• [STATED PROBLEM]:
Report, as a bare number, how many lines contain the string "index".

• [COLLECTED DATA]:
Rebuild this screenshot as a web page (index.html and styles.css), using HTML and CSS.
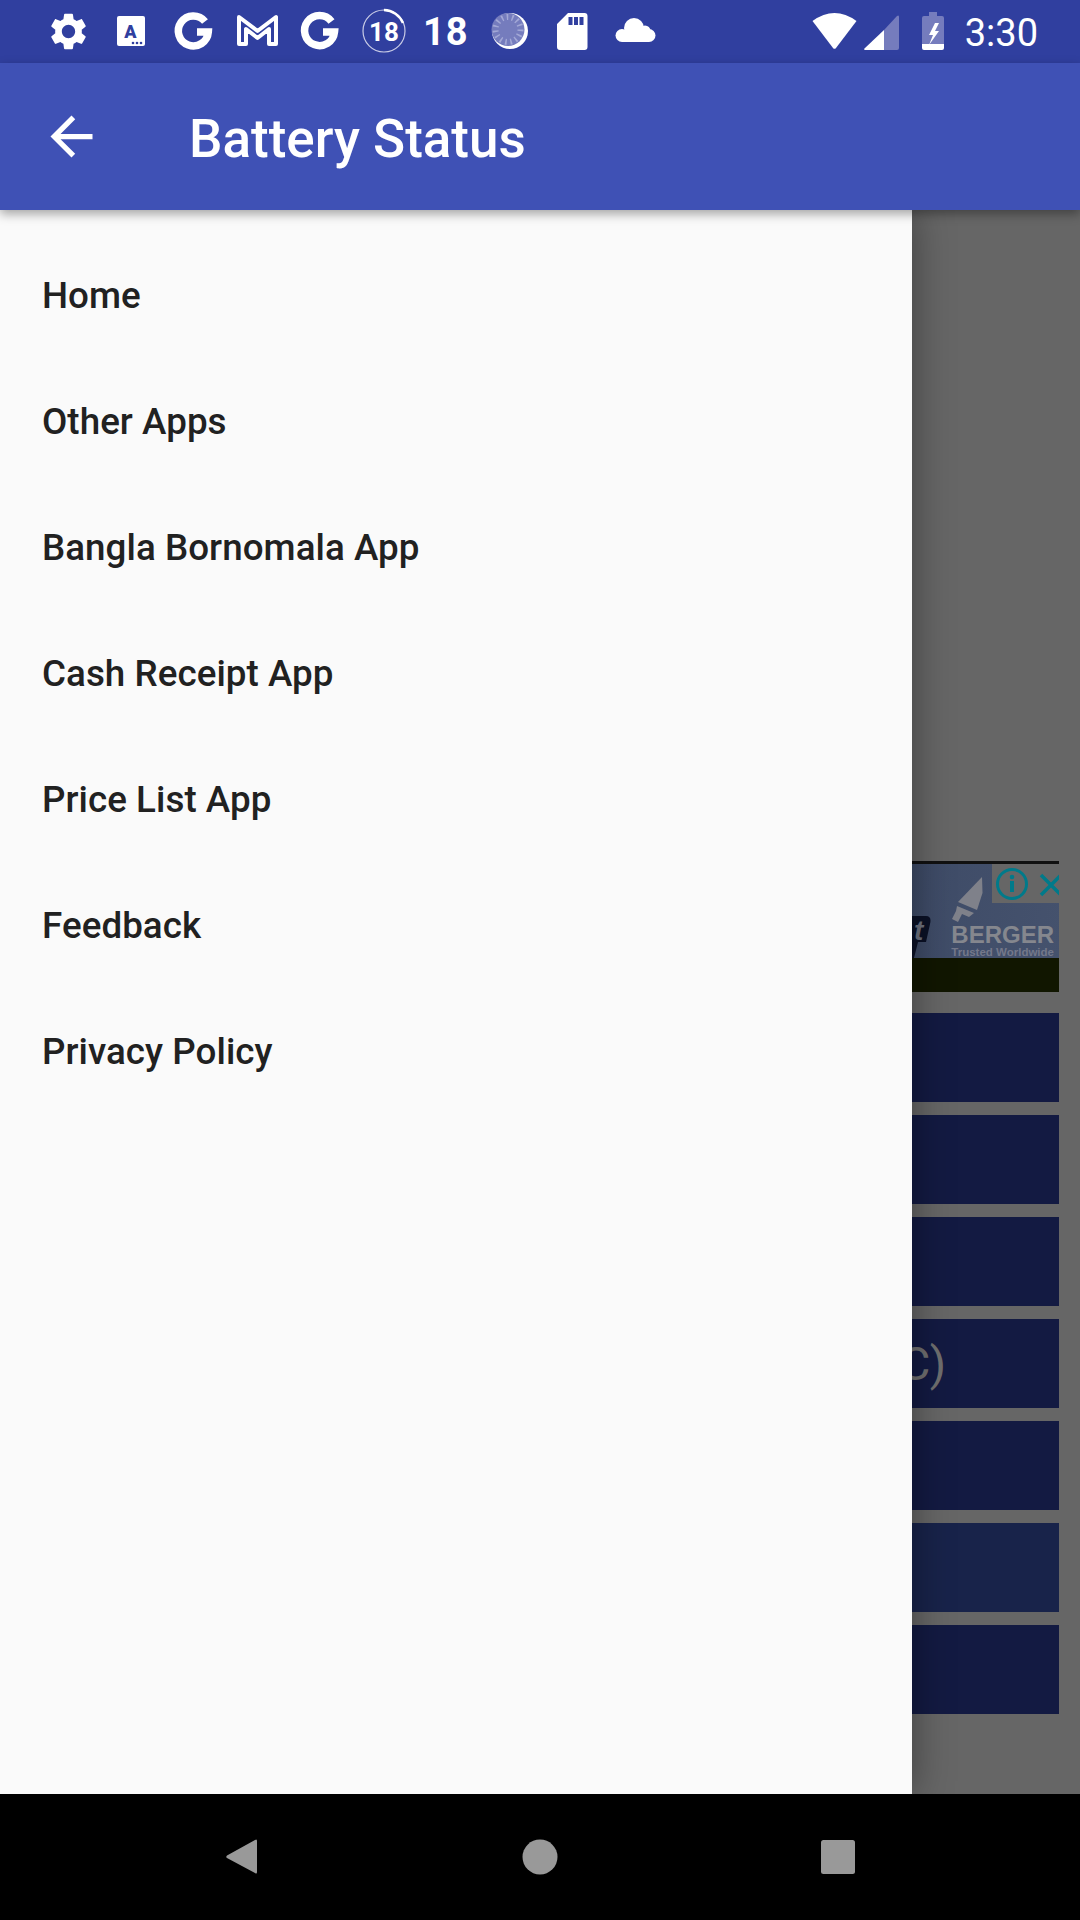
FILE: index.html
```html
<!DOCTYPE html>
<html lang="en">
<head>
    <meta charset="UTF-8">
    <title>Battery Status</title>
    <link rel="stylesheet" href="styles.css">
</head>
<body>
    <div class="screen">
        <!-- Each status icon is drawn in screen coordinates through its viewBox -->
        <div class="status-bar">
            <div class="status-group">
                <svg class="status-icon" width="62" height="63" viewBox="40 0 62 63">
                    <path transform="translate(46.3 9.3) scale(1.85)" d="M19.14 12.94c.04-.3.06-.61.06-.94 0-.32-.02-.64-.07-.94l2.03-1.58c.18-.14.23-.41.12-.61l-1.92-3.32c-.12-.22-.37-.29-.59-.22l-2.39.96c-.5-.38-1.03-.7-1.62-.94l-.36-2.54c-.04-.24-.24-.41-.48-.41h-3.84c-.24 0-.43.17-.47.41l-.36 2.54c-.59.24-1.13.57-1.62.94l-2.39-.96c-.22-.08-.47 0-.59.22L2.74 8.87c-.12.21-.08.47.12.61l2.03 1.58c-.05.3-.09.63-.09.94s.02.64.07.94l-2.03 1.58c-.18.14-.23.41-.12.61l1.92 3.32c.12.22.37.29.59.22l2.39-.96c.5.38 1.03.7 1.62.94l.36 2.54c.05.24.24.41.48.41h3.84c.24 0 .44-.17.47-.41l.36-2.54c.59-.24 1.13-.56 1.62-.94l2.39.96c.22.08.47 0 .59-.22l1.92-3.32c.12-.22.07-.47-.12-.61l-2.01-1.58zM12 15.6c-1.98 0-3.6-1.62-3.6-3.6s1.62-3.6 3.6-3.6 3.6 1.62 3.6 3.6-1.62 3.6-3.6 3.6z"/>
                </svg>
                <svg class="status-icon" width="58" height="63" viewBox="102 0 58 63">
                    <rect x="117" y="16" width="28" height="30" rx="2"/>
                    <text class="key-letter" x="130.5" y="38">A</text>
                    <circle class="cut" cx="133" cy="43" r="1.3"/>
                    <circle class="cut" cx="137" cy="43" r="1.3"/>
                    <circle class="cut" cx="141" cy="43" r="1.3"/>
                </svg>
                <svg class="status-icon" width="65" height="63" viewBox="160 0 65 63">
                    <path class="g-mark" d="M205 21.5A15 15 0 1 0 208.3 32H197"/>
                </svg>
                <svg class="status-icon" width="65" height="63" viewBox="225 0 65 63">
                    <path class="m-mark" d="M239 17L257.500 31L276 17V44H269V29L257.500 38L246 29V44H239Z"/>
                </svg>
                <svg class="status-icon" width="60" height="63" viewBox="290 0 60 63">
                    <path class="g-mark" d="M331.500 21.500A15 15 0 1 0 334.500 32H323"/>
                </svg>
                <svg class="status-icon" width="70" height="63" viewBox="350 0 70 63">
                    <circle class="ring" cx="384" cy="31" r="21"/>
                    <path class="ring-arc" d="M384 10A21 21 0 0 1 403 23"/>
                    <text class="ring-num" x="384" y="41">18</text>
                </svg>
                <span class="status-num">18</span>
                <svg class="status-icon" width="66" height="63" viewBox="476 0 66 63">
                    <circle cx="510" cy="31" r="18"/>
                    <circle class="disc" cx="508" cy="29.500" r="16.500"/>
                    <circle class="disc-ticks" cx="508" cy="29.500" r="12.500"/>
                </svg>
                <svg class="status-icon" width="60" height="63" viewBox="542 0 60 63">
                    <path d="M568 13H584.500a3 3 0 0 1 3 3V47a3 3 0 0 1-3 3H560a3 3 0 0 1-3-3V24Z"/>
                    <rect class="cut" x="568.500" y="17" width="4" height="8"/>
                    <rect class="cut" x="574" y="17" width="4" height="8"/>
                    <rect class="cut" x="579.500" y="17" width="4" height="8"/>
                </svg>
                <svg class="status-icon" width="70" height="63" viewBox="602 0 70 63">
                    <circle cx="622" cy="35.500" r="6.500"/>
                    <circle cx="634" cy="28" r="10"/>
                    <circle cx="645" cy="31" r="5.500"/>
                    <circle cx="649" cy="35.500" r="6.500"/>
                    <rect x="622" y="32" width="27" height="10"/>
                </svg>
            </div>
            <div class="status-group">
                <svg class="status-icon" width="57" height="63" viewBox="805 0 57 63">
                    <path d="M813.500 21Q835.500 5 857.500 21L836.800 48.200Q835.500 49.500 834.200 48.200Z"/>
                </svg>
                <svg class="status-icon" width="48" height="63" viewBox="862 0 48 63">
                    <path class="dim" d="M885 30L898 16Q900 14.500 900 17V48a2 2 0 0 1-2 2H885Z"/>
                    <path d="M885 30V50H866Q864.500 50 865.500 48.500Z"/>
                </svg>
                <svg class="status-icon" width="56" height="63" viewBox="910 0 56 63">
                    <path class="dim" d="M930 12H938V16H943a2 2 0 0 1 2 2V44H923V18a2 2 0 0 1 2-2H930Z"/>
                    <path d="M923 44H945V48a2 2 0 0 1-2 2H925a2 2 0 0 1-2-2Z"/>
                    <path d="M936 23L930 35H934L930 45L940 31H936L940 23Z"/>
                </svg>
                <span class="status-time">3:30</span>
            </div>
        </div>

        <div class="toolbar">
            <svg class="back-icon" width="63" height="63" viewBox="0 0 24 24">
                <path d="M20 11H7.830l5.590-5.590L12 4l-8 8 8 8 1.410-1.410L7.830 13H20v-2z"/>
            </svg>
            <h1 class="toolbar-title">Battery Status</h1>
        </div>

        <div class="stage">
            <div class="main">
                <div class="ad">
                    <div class="ad-image">
                        <svg class="ad-art" width="150" height="94" viewBox="912 864 150 94">
                            <path class="ad-blob" d="M912 916H926Q932 916 930 924L926 942H918L914 958H904V916Z"/>
                            <text class="ad-slogan" x="914" y="940">t</text>
                            <path class="ad-brush" d="M982 877L982.500 893L977 910L958 902Z"/>
                            <path class="ad-handle" d="M957 906L974 913L969 917L962 914L958 922L952 919L956 911Z"/>
                        </svg>
                        <div class="ad-brand">
                            <span class="ad-name">BERGER</span>
                            <span class="ad-tagline">Trusted Worldwide</span>
                        </div>
                        <div class="ad-choices">
                            <svg width="67" height="39" viewBox="992 864 67 39">
                                <circle class="ad-info" cx="1012" cy="884" r="14.500"/>
                                <circle class="ad-dot" cx="1012" cy="877" r="2.300"/>
                                <rect class="ad-dot" x="1010" y="881" width="4" height="11"/>
                                <path class="ad-close" d="M1041 875L1061 895M1061 875L1041 895"/>
                            </svg>
                        </div>
                    </div>
                    <div class="ad-band"></div>
                </div>
                <div class="menu-buttons">
                    <div class="menu-btn"></div>
                    <div class="menu-btn"></div>
                    <div class="menu-btn"></div>
                    <div class="menu-btn">C)</div>
                    <div class="menu-btn"></div>
                    <div class="menu-btn menu-btn-pressed"></div>
                    <div class="menu-btn"></div>
                </div>
            </div>

            <ul class="drawer">
                <li class="drawer-item">Home</li>
                <li class="drawer-item">Other Apps</li>
                <li class="drawer-item">Bangla Bornomala App</li>
                <li class="drawer-item">Cash Receipt App</li>
                <li class="drawer-item">Price List App</li>
                <li class="drawer-item">Feedback</li>
                <li class="drawer-item">Privacy Policy</li>
            </ul>
        </div>

        <div class="nav-bar">
            <svg width="34" height="38" viewBox="225 1838 34 38">
                <path class="nav-shape" d="M255 1840Q257 1838.500 257 1841V1872Q257 1874.500 255 1873L227 1858Q225.500 1857 227 1855.500Z"/>
            </svg>
            <svg width="36" height="36" viewBox="0 0 36 36">
                <circle class="nav-shape" cx="18" cy="18" r="17.500"/>
            </svg>
            <svg width="34" height="34" viewBox="0 0 34 34">
                <rect class="nav-shape" x="0" y="0" width="34" height="34" rx="2.500"/>
            </svg>
        </div>
    </div>
</body>
</html>
```

FILE: styles.css
```css
* {
    margin: 0;
    padding: 0;
    box-sizing: border-box;
}

body {
    background: #000;
    font-family: 'Roboto', sans-serif;
}

.screen {
    display: flex;
    flex-direction: column;
    width: 1080px;
    height: 1920px;
    overflow: hidden;
}

/* Status bar */

.status-bar {
    display: flex;
    justify-content: space-between;
    flex: none;
    height: 63px;
    padding: 0 42px 0 40px;
    background: #303f9f;
    color: #fff;
}

.status-group {
    display: flex;
    align-items: center;
}

.status-icon {
    display: block;
    flex: none;
    fill: #fff;
}

.status-num {
    width: 53px;
    margin: 2px 0 0 3px;
    font-size: 38px;
    font-weight: 700;
    line-height: 63px;
    letter-spacing: 1px;
}

.status-time {
    margin-top: 4px;
    font-size: 38px;
    line-height: 63px;
}

.key-letter {
    font-family: 'Roboto', sans-serif;
    font-size: 18px;
    font-weight: 900;
    text-anchor: middle;
    fill: #303f9f;
}

.cut {
    fill: #303f9f;
}

.dim {
    fill: #757cbd;
}

.g-mark {
    fill: none;
    stroke: #fff;
    stroke-width: 7.5;
}

.m-mark {
    fill: none;
    stroke: #fff;
    stroke-width: 4;
    stroke-linejoin: round;
}

.ring {
    fill: none;
    stroke: #c9cce6;
    stroke-width: 1.2;
}

.ring-arc {
    fill: none;
    stroke: #fff;
    stroke-width: 2.5;
}

.ring-num {
    font-family: 'Roboto', sans-serif;
    font-size: 26px;
    font-weight: 700;
    text-anchor: middle;
}

.disc {
    fill: #757cbd;
}

.disc-ticks {
    fill: none;
    stroke: #a3a8d6;
    stroke-width: 6;
    stroke-dasharray: 1.6 3.6;
}

/* Toolbar */

.toolbar {
    position: relative;
    z-index: 2;
    display: flex;
    align-items: center;
    flex: none;
    height: 147px;
    padding-left: 40px;
    background: #3f51b5;
    box-shadow: 0 4px 10px rgba(0, 0, 0, 0.35);
}

.back-icon {
    flex: none;
    fill: #fff;
}

.toolbar-title {
    margin: 5px 0 0 86px;
    color: #fff;
    font-size: 53px;
    font-weight: 500;
    line-height: 1;
}

/* Dimmed page behind the drawer */

.stage {
    position: relative;
    flex: 1;
    background: #666;
    overflow: hidden;
}

.main {
    display: flex;
    flex-direction: column;
    gap: 21px;
    padding: 651px 21px 0;
}

.ad {
    border-top: 3px solid #111;
}

.ad-image {
    position: relative;
    display: flex;
    justify-content: flex-end;
    align-items: flex-end;
    height: 94px;
    background: linear-gradient(100deg, #35415c 0%, #3c4965 80%, #45526d 100%);
}

.ad-art {
    position: absolute;
    top: 0;
    right: -3px;
}

.ad-blob {
    fill: #0b1126;
}

.ad-slogan {
    font-family: 'Liberation Sans', sans-serif;
    font-size: 28px;
    font-style: italic;
    font-weight: 700;
    fill: #6f7380;
}

.ad-brush {
    fill: #7f818a;
}

.ad-handle {
    fill: #7f818a;
}

.ad-brand {
    position: relative;
    display: flex;
    flex-direction: column;
    align-items: flex-end;
    padding-right: 5px;
    color: #85878e;
    font-family: 'Liberation Sans', sans-serif;
}

.ad-name {
    font-size: 24px;
    font-weight: 700;
    line-height: 20px;
}

.ad-tagline {
    margin-top: 1px;
    font-size: 11.500px;
    font-weight: 700;
    line-height: 12px;
    color: #74788a;
}

.ad-choices {
    position: absolute;
    top: 0;
    right: 0;
    width: 67px;
    height: 39px;
    background: #666;
}

.ad-choices svg {
    display: block;
}

.ad-info {
    fill: none;
    stroke: #007a8a;
    stroke-width: 3;
}

.ad-dot {
    fill: #007a8a;
}

.ad-close {
    fill: none;
    stroke: #007a8a;
    stroke-width: 3.5;
}

.ad-band {
    height: 34px;
    background: #111600;
}

.menu-buttons {
    display: flex;
    flex-direction: column;
    gap: 13px;
}

.menu-btn {
    display: flex;
    justify-content: flex-end;
    align-items: center;
    height: 89px;
    padding-right: 113px;
    background: #131a42;
    color: #6f6f6f;
    font-size: 47px;
    line-height: 1;
}

.menu-btn-pressed {
    background: #18234a;
}

/* Navigation drawer */

.drawer {
    position: absolute;
    top: 0;
    bottom: 0;
    left: 0;
    width: 912px;
    padding-top: 22px;
    background: #fafafa;
    box-shadow: 0 0 38px rgba(0, 0, 0, 0.4);
    list-style: none;
}

.drawer-item {
    display: flex;
    align-items: center;
    height: 126px;
    padding-left: 42px;
    color: #212121;
    font-size: 36.750px;
    font-weight: 500;
    letter-spacing: 0.05px;
}

/* Navigation bar */

.nav-bar {
    position: relative;
    z-index: 2;
    display: flex;
    justify-content: space-between;
    align-items: center;
    flex: none;
    height: 126px;
    padding: 0 225px 0 225px;
    background: #000;
}

.nav-shape {
    fill: #999;
}
```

• [FINISHED EXERCISE]:
4